The National Green Health Partnership monitoring Framework Years 1 to 3 report shows how the Green Health Partnership model can be considered effective at facilitating green health opportunities, awareness, and capacity-building activities across sectors.

It demonstrates how better cross-sectoral coordination can mainstream approaches to improving health through engagement with the natural environment. It also shows the breadth of Green Health Partnership activity and the extent to which they collectively achieved their five key aims during the first three years of operation:

  • An increase in the number of people having contact with nature.
  • Greater awareness in health professionals of the contribution of nature-based health promotion and interventions to physical and mental health and well-being.
  • Public Health and Health & Social Care sectors routinely embracing nature-based health promotion and interventions for prevention, treatment and care.
  • Greater public awareness of the benefits & opportunities for contact with nature as part of everyday life.
  • Nature-based contributions to health mainstreamed and funded sustainably

The Lanarkshire Green Health Partnership became embedded in the area health board during Year 3 and the other three Green Health Partnerships were re-funded for a further two years via a consortium led by NatureScot.

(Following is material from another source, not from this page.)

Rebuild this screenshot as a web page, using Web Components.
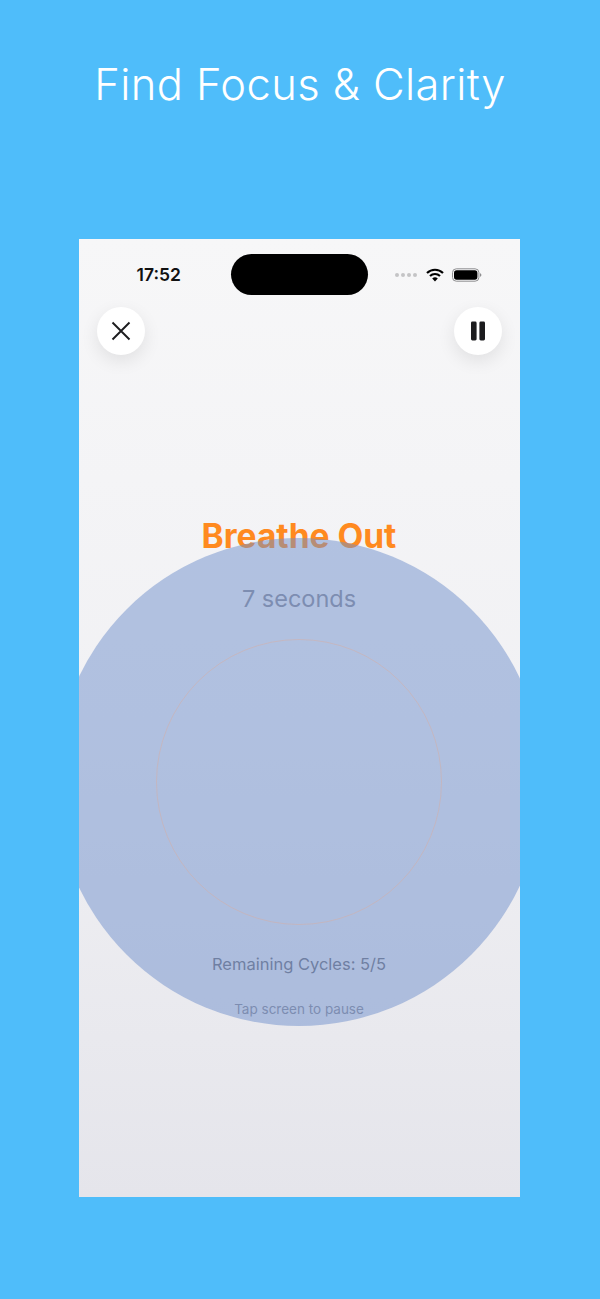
<!DOCTYPE html>
<html>
<head>
<meta charset="utf-8">
<style>
html, body { margin: 0; padding: 0; }
body { width: 600px; height: 1299px; overflow: hidden; background: #4fbdfa; font-family: Inter, "Liberation Sans", sans-serif; }
</style>
</head>
<body>
<promo-page>
  <span slot="title">Find Focus &amp; Clarity</span>
  <phone-screen></phone-screen>
</promo-page>

<script>
class PromoPage extends HTMLElement {
  constructor() {
    super()
    this.attachShadow({ mode: 'open' }).innerHTML = `
<style>
:host { display: flex; flex-direction: column; align-items: center; width: 600px; height: 1299px; padding-left: 0; box-sizing: border-box; }
.title { height: 239px; box-sizing: border-box; padding-top: 54px; font-size: 43.5px; line-height: 60px; font-weight: 300; letter-spacing: 0.4px; color: #fff; white-space: nowrap; }
</style>
<div class="title"><slot name="title"></slot></div>
<slot></slot>
`
  }
}

class StatusBar extends HTMLElement {
  constructor() {
    super()
    this.attachShadow({ mode: 'open' }).innerHTML = `
<style>
:host { display: flex; align-items: center; height: 41px; margin-top: 15px; position: relative; }
.time { margin-left: 58px; width: 94px; font-size: 17.5px; font-weight: 600; color: #111; line-height: 41px; }
.island { width: 137px; height: 41px; border-radius: 20.5px; background: #000; }
.dots { display: flex; gap: 2px; margin-left: 27px; }
.dots i { width: 4px; height: 4px; border-radius: 50%; background: #c4c4c6; }
.wifi { margin-left: 9px; display: block; }
.battery { margin-left: 8px; display: block; }
</style>
<div class="time">17:52</div>
<div class="island"></div>
<div class="dots"><i></i><i></i><i></i><i></i></div>
<svg class="wifi" width="18" height="14" viewBox="0 0 18 14">
  <path d="M1 5a11.5 11.5 0 0 1 16 0" fill="none" stroke="#000" stroke-width="2.2"/>
  <path d="M4 8a7.2 7.2 0 0 1 10 0" fill="none" stroke="#000" stroke-width="2.2"/>
  <path d="M9 13.5l-2.8-3a4 4 0 0 1 5.6 0z" fill="#000"/>
</svg>
<svg class="battery" width="30" height="14" viewBox="0 0 30 14">
  <rect x="0.5" y="0.8" width="26.4" height="12.4" rx="3.8" fill="none" stroke="#8e8e90" stroke-width="1"/>
  <rect x="2" y="2.3" width="23.4" height="9.4" rx="2.6" fill="#000"/>
  <path d="M28 5.2c1 .3 1.4 1 1.4 1.8s-.4 1.5-1.4 1.8z" fill="#8e8e90"/>
</svg>
`
  }
}

class RoundButton extends HTMLElement {
  constructor() {
    super()
    this.attachShadow({ mode: 'open' }).innerHTML = `
<style>
:host { display: flex; align-items: center; justify-content: center; width: 48px; height: 48px; border-radius: 50%; background: #fff; box-shadow: 0 6px 18px rgba(0,0,0,0.09); }
</style>
<slot></slot>
`
  }
}

class BreathText extends HTMLElement {
  constructor() {
    super()
    this.attachShadow({ mode: 'open' }).innerHTML = `
<style>
:host { display: flex; flex-direction: column; align-items: center; }
.phase { font-size: 33.5px; line-height: 40px; font-weight: 700; color: #ff8a1f; margin-top: 161px; white-space: nowrap; }
.secs { font-size: 23.5px; line-height: 30px; font-weight: 400; color: #8a8a96; margin-top: 28px; }
.cycles { font-size: 16.5px; line-height: 22px; color: #6f6f78; margin-top: 339px; }
.hint { font-size: 13.5px; line-height: 18px; color: #8a8a96; margin-top: 25px; }
</style>
<div class="phase">Breathe Out</div>
<div class="secs">7 seconds</div>
<div class="cycles">Remaining Cycles: 5/5</div>
<div class="hint">Tap screen to pause</div>
`
  }
}

class BreathCircle extends HTMLElement {
  constructor() {
    super()
    this.attachShadow({ mode: 'open' }).innerHTML = `
<style>
/* sits over the text, the text shows through */
:host { display: flex; align-items: center; justify-content: center; position: absolute; left: -23.5px; top: 299px; width: 488px; height: 488px; border-radius: 50%; background: rgba(112, 143, 204, 0.5); }
.ring { width: 286px; height: 286px; box-sizing: border-box; border-radius: 50%; border: 1.5px solid rgba(222, 170, 150, 0.42); }
</style>
<div class="ring"></div>
`
  }
}

class PhoneScreen extends HTMLElement {
  constructor() {
    super()
    this.attachShadow({ mode: 'open' }).innerHTML = `
<style>
:host { display: block; position: relative; overflow: hidden; width: 441px; height: 958px; margin-right: 2px; background: linear-gradient(#f7f7f8, #f1f1f4 50%, #e5e5eb); }
.buttons { display: flex; justify-content: space-between; padding: 12px 18px 0; }
svg { display: block; }
</style>
<status-bar></status-bar>
<div class="buttons">
  <round-button>
    <svg width="22" height="22" viewBox="0 0 22 22"><path d="M2.5 2.5l17 17M19.5 2.5l-17 17" stroke="#1c1c1e" stroke-width="1.9" fill="none"/></svg>
  </round-button>
  <round-button>
    <svg width="16" height="20" viewBox="0 0 16 20"><rect x="1" y="0.5" width="5.6" height="19" rx="1.4" fill="#1c1c1e"/><rect x="9.4" y="0.5" width="5.6" height="19" rx="1.4" fill="#1c1c1e"/></svg>
  </round-button>
</div>
<breath-text></breath-text>
<breath-circle></breath-circle>
`
  }
}

customElements.define('promo-page', PromoPage)
customElements.define('status-bar', StatusBar)
customElements.define('round-button', RoundButton)
customElements.define('breath-text', BreathText)
customElements.define('breath-circle', BreathCircle)
customElements.define('phone-screen', PhoneScreen)
</script>
</body>
</html>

It is hoped that at the end of five years of support, all four Green Health Partnerships will have become mainstreamed within public health policy and practice. This aim was boosted by the publication in 2022 of the NHS Scotland Climate Emergency and Sustainability Strategy 2022-26 that includes the proposed action to: establish and embed Green Health Partnerships and similar approaches to increasing the use of nature-based solutions to deliver health outcomes as part of the strategy for Sustainable Care.